For verbal flirting, I'd say the key is not trying too hard - it's not about being the most interesting or funny person, just being a non-dud. Make normal small talk and, when you get the chance, say one funny (or, possibly, insightful) thing. Not canned lines, obviously - the point is that flirting is small talk with a little extra energy, which comes out in you saying something that you wouldn't say to your boss or your maiden aunt.

Non-sexual flirting with clerks is great advice (as is everything Sherry said - I'm barreling forward with straight advice because I think she already did a great job laying the groundwork). Obviously you don't want to be a creep who's hitting on the poor clerk (who can't escape), but it's good practice for turning a basically blah interaction into a moment where you say something bright that catches the other person's attention, however briefly.

Most important thing for this sort of flirting: it HAS to be in response to something she says. The whole point is that you're responding to her (because you think she's interesting) in a way that expresses your desirability (because you're witty/insightful AND you pay attention). In the case of a clerk or librarian, you're obviously not responding to their inner person, but you should try to key to what they're saying, not just drop some cliche about shopping or libraries.

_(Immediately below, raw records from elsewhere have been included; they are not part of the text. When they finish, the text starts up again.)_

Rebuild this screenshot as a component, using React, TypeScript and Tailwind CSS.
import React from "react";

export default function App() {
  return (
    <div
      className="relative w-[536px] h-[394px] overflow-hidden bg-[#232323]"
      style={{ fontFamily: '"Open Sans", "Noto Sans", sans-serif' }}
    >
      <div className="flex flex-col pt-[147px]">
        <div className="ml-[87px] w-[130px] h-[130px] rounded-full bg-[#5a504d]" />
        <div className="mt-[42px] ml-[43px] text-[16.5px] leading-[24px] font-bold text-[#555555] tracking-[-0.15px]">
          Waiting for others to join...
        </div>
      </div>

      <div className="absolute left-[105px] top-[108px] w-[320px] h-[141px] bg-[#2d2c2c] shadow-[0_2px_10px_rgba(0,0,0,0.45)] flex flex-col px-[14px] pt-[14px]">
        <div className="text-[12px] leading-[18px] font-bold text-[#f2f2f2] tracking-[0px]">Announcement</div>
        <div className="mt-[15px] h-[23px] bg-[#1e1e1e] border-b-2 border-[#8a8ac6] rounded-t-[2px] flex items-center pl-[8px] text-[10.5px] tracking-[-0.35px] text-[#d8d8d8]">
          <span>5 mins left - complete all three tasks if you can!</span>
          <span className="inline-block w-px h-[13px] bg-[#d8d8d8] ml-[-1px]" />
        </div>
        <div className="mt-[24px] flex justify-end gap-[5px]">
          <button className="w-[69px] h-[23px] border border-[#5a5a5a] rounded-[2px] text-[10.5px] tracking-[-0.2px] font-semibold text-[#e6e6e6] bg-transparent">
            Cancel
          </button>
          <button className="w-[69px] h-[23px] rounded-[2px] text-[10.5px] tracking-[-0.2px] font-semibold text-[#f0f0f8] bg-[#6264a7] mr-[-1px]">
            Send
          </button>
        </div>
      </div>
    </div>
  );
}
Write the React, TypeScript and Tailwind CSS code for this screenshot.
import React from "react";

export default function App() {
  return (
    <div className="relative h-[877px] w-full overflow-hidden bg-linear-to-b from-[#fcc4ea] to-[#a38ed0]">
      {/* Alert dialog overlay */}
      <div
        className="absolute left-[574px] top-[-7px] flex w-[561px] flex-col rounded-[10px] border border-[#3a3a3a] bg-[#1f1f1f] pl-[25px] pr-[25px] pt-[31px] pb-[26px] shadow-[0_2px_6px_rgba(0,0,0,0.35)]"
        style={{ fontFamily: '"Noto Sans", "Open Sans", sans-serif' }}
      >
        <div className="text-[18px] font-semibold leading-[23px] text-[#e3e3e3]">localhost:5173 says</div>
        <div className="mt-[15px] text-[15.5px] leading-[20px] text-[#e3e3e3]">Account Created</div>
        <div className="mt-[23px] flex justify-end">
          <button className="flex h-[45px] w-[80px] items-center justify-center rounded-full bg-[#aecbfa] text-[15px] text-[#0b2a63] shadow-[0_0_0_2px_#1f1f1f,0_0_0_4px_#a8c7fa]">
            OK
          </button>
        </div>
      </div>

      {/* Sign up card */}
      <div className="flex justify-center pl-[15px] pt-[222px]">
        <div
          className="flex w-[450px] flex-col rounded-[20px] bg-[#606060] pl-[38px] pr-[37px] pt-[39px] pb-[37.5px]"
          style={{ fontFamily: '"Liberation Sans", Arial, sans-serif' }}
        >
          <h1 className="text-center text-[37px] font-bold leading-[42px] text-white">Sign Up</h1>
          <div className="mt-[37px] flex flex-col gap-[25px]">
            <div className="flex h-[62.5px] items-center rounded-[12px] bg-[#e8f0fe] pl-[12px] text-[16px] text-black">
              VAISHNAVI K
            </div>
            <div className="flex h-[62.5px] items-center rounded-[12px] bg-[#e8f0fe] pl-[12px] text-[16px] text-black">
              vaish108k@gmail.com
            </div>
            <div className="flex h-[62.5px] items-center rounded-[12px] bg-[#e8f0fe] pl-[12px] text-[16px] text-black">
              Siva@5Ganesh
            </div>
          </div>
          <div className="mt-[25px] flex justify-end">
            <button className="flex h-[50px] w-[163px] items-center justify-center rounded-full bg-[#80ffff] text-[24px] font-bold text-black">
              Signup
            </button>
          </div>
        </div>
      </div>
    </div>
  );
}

One last insight, courtesy of Douglas Adams: whatever a person's deal is, that person is used to hearing a certain pat response that the respondent thinks is clever and/or amusing*. Your minimum goal is NOT to say that thing. Obviously, you can't get caught up overthinking it; my point is that you should be inspired to go past your first response, which is probably an exhausting (and exhausted) cliche. So if you find out a woman's an (aspiring) actress, don't ask if she waits tables (ha ha), or what her favorite movie/play/director is (predictable attempt to draw out conversation). Ask, I dunno, Did your parents always call you a drama queen?**, or Is it exhausting trying to be someone else for hours at a time?, or something. It doesn't have to be brilliant - just try to get past that first cliche, which will get you an extra few minutes of opportunity.

* the example from Adams is a woman who plays the double bass, and everybody asks, "wouldn't it be easier to carry a violin?"

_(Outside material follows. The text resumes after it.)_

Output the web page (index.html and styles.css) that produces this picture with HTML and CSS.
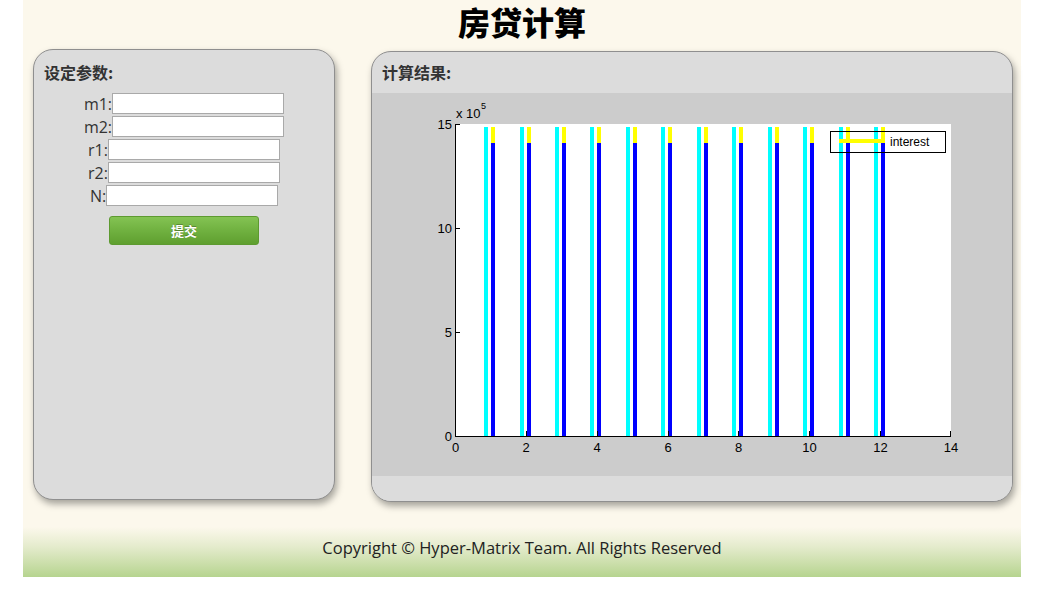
FILE: index.html
```html
<!DOCTYPE html>
<html lang="zh-CN">
<head>
<meta charset="utf-8">
<title>房贷计算</title>
<link rel="stylesheet" href="styles.css">
</head>
<body>
<div class="page">
  <h1 class="title">房贷计算</h1>
  <div class="main">
    <section class="panel panel-left">
      <h2 class="panel-title">设定参数:</h2>
      <form class="form">
        <div class="row"><label>m1:</label><input type="text"></div>
        <div class="row"><label>m2:</label><input type="text"></div>
        <div class="row"><label>r1:</label><input type="text"></div>
        <div class="row"><label>r2:</label><input type="text"></div>
        <div class="row"><label>N:</label><input type="text"></div>
        <div class="btn-row"><button type="button" class="btn">提交</button></div>
      </form>
    </section>
    <section class="panel panel-right">
      <h2 class="panel-title result-title">计算结果:</h2>
      <div class="chart">
        <svg width="639" height="383" viewBox="0 0 639 383" xmlns="http://www.w3.org/2000/svg" font-family="Liberation Sans, Arial, sans-serif">
          <rect x="83" y="31" width="496" height="312" fill="#ffffff"/>
          <g shape-rendering="crispEdges">
            <g fill="#00ffff">
              <rect x="112" y="34" width="4" height="309"/>
              <rect x="148" y="34" width="4" height="309"/>
              <rect x="183" y="34" width="4" height="309"/>
              <rect x="218" y="34" width="4" height="309"/>
              <rect x="254" y="34" width="4" height="309"/>
              <rect x="289" y="34" width="4" height="309"/>
              <rect x="325" y="34" width="4" height="309"/>
              <rect x="360" y="34" width="4" height="309"/>
              <rect x="396" y="34" width="4" height="309"/>
              <rect x="431" y="34" width="4" height="309"/>
              <rect x="467" y="34" width="4" height="309"/>
              <rect x="502" y="34" width="4" height="309"/>
            </g>
            <g fill="#ffff00">
              <rect x="119" y="34" width="4" height="16"/>
              <rect x="155" y="34" width="4" height="16"/>
              <rect x="190" y="34" width="4" height="16"/>
              <rect x="225" y="34" width="4" height="16"/>
              <rect x="261" y="34" width="4" height="16"/>
              <rect x="296" y="34" width="4" height="16"/>
              <rect x="332" y="34" width="4" height="16"/>
              <rect x="367" y="34" width="4" height="16"/>
              <rect x="403" y="34" width="4" height="16"/>
              <rect x="438" y="34" width="4" height="16"/>
              <rect x="474" y="34" width="4" height="16"/>
              <rect x="509" y="34" width="4" height="16"/>
            </g>
            <g fill="#0000ff">
              <rect x="119" y="50" width="4" height="293"/>
              <rect x="155" y="50" width="4" height="293"/>
              <rect x="190" y="50" width="4" height="293"/>
              <rect x="225" y="50" width="4" height="293"/>
              <rect x="261" y="50" width="4" height="293"/>
              <rect x="296" y="50" width="4" height="293"/>
              <rect x="332" y="50" width="4" height="293"/>
              <rect x="367" y="50" width="4" height="293"/>
              <rect x="403" y="50" width="4" height="293"/>
              <rect x="438" y="50" width="4" height="293"/>
              <rect x="474" y="50" width="4" height="293"/>
              <rect x="509" y="50" width="4" height="293"/>
            </g>
            <g stroke="#000000" stroke-width="1" fill="none">
              <path d="M83.5 31 V343.5 H579"/>
              <path d="M83.5 31.5 H88 M83.5 135.5 H88 M83.5 239.5 H88"/>
              <path d="M154.5 343 V338 M225.5 343 V338 M296.5 343 V338 M366.5 343 V338 M437.5 343 V338 M508.5 343 V338 M578.5 343 V338"/>
              <rect x="458.5" y="38.5" width="115" height="21"/>
            </g>
            <rect x="467" y="46" width="46" height="4" fill="#ffff00"/>
          </g>
          <text x="518" y="52.5" font-size="12" fill="#000">interest</text>
          <g font-size="13" fill="#000" text-anchor="end">
            <text x="80" y="36">15</text>
            <text x="80" y="140">10</text>
            <text x="80" y="244">5</text>
            <text x="80" y="348">0</text>
          </g>
          <text x="84" y="25" font-size="13" fill="#000">x 10</text>
          <text x="109" y="16" font-size="9" fill="#000">5</text>
          <g font-size="13" fill="#000" text-anchor="middle">
            <text x="83.5" y="359">0</text>
            <text x="154" y="359">2</text>
            <text x="225" y="359">4</text>
            <text x="296" y="359">6</text>
            <text x="366.5" y="359">8</text>
            <text x="437.5" y="359">10</text>
            <text x="508.5" y="359">12</text>
            <text x="579" y="359">14</text>
          </g>
        </svg>
      </div>
      <div class="panel-foot"></div>
    </section>
  </div>
  <footer class="footer">Copyright © Hyper-Matrix Team. All Rights Reserved</footer>
</div>
</body>
</html>
```
FILE: styles.css
```css
html, body {
  margin: 0;
  padding: 0;
  background: #ffffff;
}

body {
  font-family: "Open Sans", "Noto Sans CJK SC", sans-serif;
  color: #333333;
}

.page {
  width: 998px;
  margin-left: 23px;
  background: #fcf8ec;
  display: flex;
  flex-direction: column;
}

.title {
  margin: 0;
  height: 45px;
  line-height: 42px;
  text-align: center;
  font-family: "Noto Sans CJK SC", sans-serif;
  font-size: 32px;
  font-weight: 900;
  color: #000000;
}

.main {
  display: flex;
  align-items: flex-start;
  gap: 36px;
  padding: 4px 0 0 10px;
  height: 482px;
  box-sizing: border-box;
}

.panel {
  box-sizing: border-box;
  background: #dcdcdc;
  border: 1px solid #8f8f8f;
  border-radius: 20px;
  box-shadow: 2px 4px 7px rgba(0, 0, 0, 0.35);
  overflow: hidden;
}

.panel-left {
  width: 302px;
  height: 451px;
  padding: 12px 10px 0 10px;
}

.panel-right {
  width: 642px;
  height: 451px;
  margin-top: 2px;
  display: flex;
  flex-direction: column;
}

.panel-title {
  margin: 0;
  font-family: "Noto Sans CJK SC", sans-serif;
  font-size: 16px;
  font-weight: 700;
  line-height: 20px;
  color: #333333;
}

.result-title {
  height: 41px;
  padding: 10px 0 0 10px;
  box-sizing: border-box;
}

.form {
  margin-top: 11px;
  display: flex;
  flex-direction: column;
  align-items: center;
  gap: 2px;
}

.row {
  display: flex;
  align-items: center;
  height: 21px;
  font-size: 16px;
  color: #333333;
}

.row input {
  width: 172px;
  height: 21px;
  box-sizing: border-box;
  margin: 0;
  padding: 1px 3px;
  border: 1px solid #a9a9a9;
  background: #ffffff;
  font-size: 13px;
}

.btn-row {
  margin-top: 8px;
  display: flex;
  justify-content: center;
}

.btn {
  width: 150px;
  height: 29px;
  border: 1px solid #5d9a30;
  border-radius: 3px;
  background: linear-gradient(to bottom, #84c353 0%, #70b140 50%, #5f9f2f 100%);
  color: #ffffff;
  font-family: "Noto Sans CJK SC", sans-serif;
  font-size: 13px;
  font-weight: 700;
  text-shadow: 0 -1px 0 rgba(0, 0, 0, 0.25);
  cursor: pointer;
}

.chart {
  height: 383px;
  background: #cccccc;
  flex: none;
}

.chart svg {
  display: block;
}

.panel-foot {
  flex: 1;
  background: #dcdcdc;
}

.footer {
  height: 50px;
  box-sizing: border-box;
  padding-top: 10px;
  line-height: 22px;
  text-align: center;
  font-size: 16.5px;
  color: #222222;
  background: linear-gradient(to bottom, #fcf8ec 0%, #e4ebcc 40%, #b6d48f 100%);
}
```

** this may be a stupid line; I only think of it because it's what my wife's mom always called her, and she was, indeed, interested in acting

Has the asker seen this: http://www.sirc.org/publik/flirt.html

My favourite bit so far is "Almost any participant sport or hobby can involve flirting. The level of flirtatious behaviour, however, often tends to be inversely related to the standards achieved by participants and their enthusiasm for the activity. You will generally find a lot of flirting among incompetent tennis players, unfit swimmers, cack-handed potters, etc., but somewhat less among more proficient, serious, competitive participants in the same activities."

Most of this stuff is way above my head, but I will caution against the cliche "Don't try too hard."

This is good advice for the naturally forward but for the naturally shy (such as myself) nothing is going to happen unless you try a good deal harder than normal.

Likewise "Just be yourself". Obviously being themselves hasn't worked up till now, so they have to CHANGE.

"Ask, I dunno, Did your parents always call you a drama queen?**"

I assume S. already knows this, but just in case, don't get drawn toward Game type flirting or behavior, which seems essentially to consist of "humorously" insulting women until you find one with sufficiently low or high self-esteem not to be put off by a stranger's insults.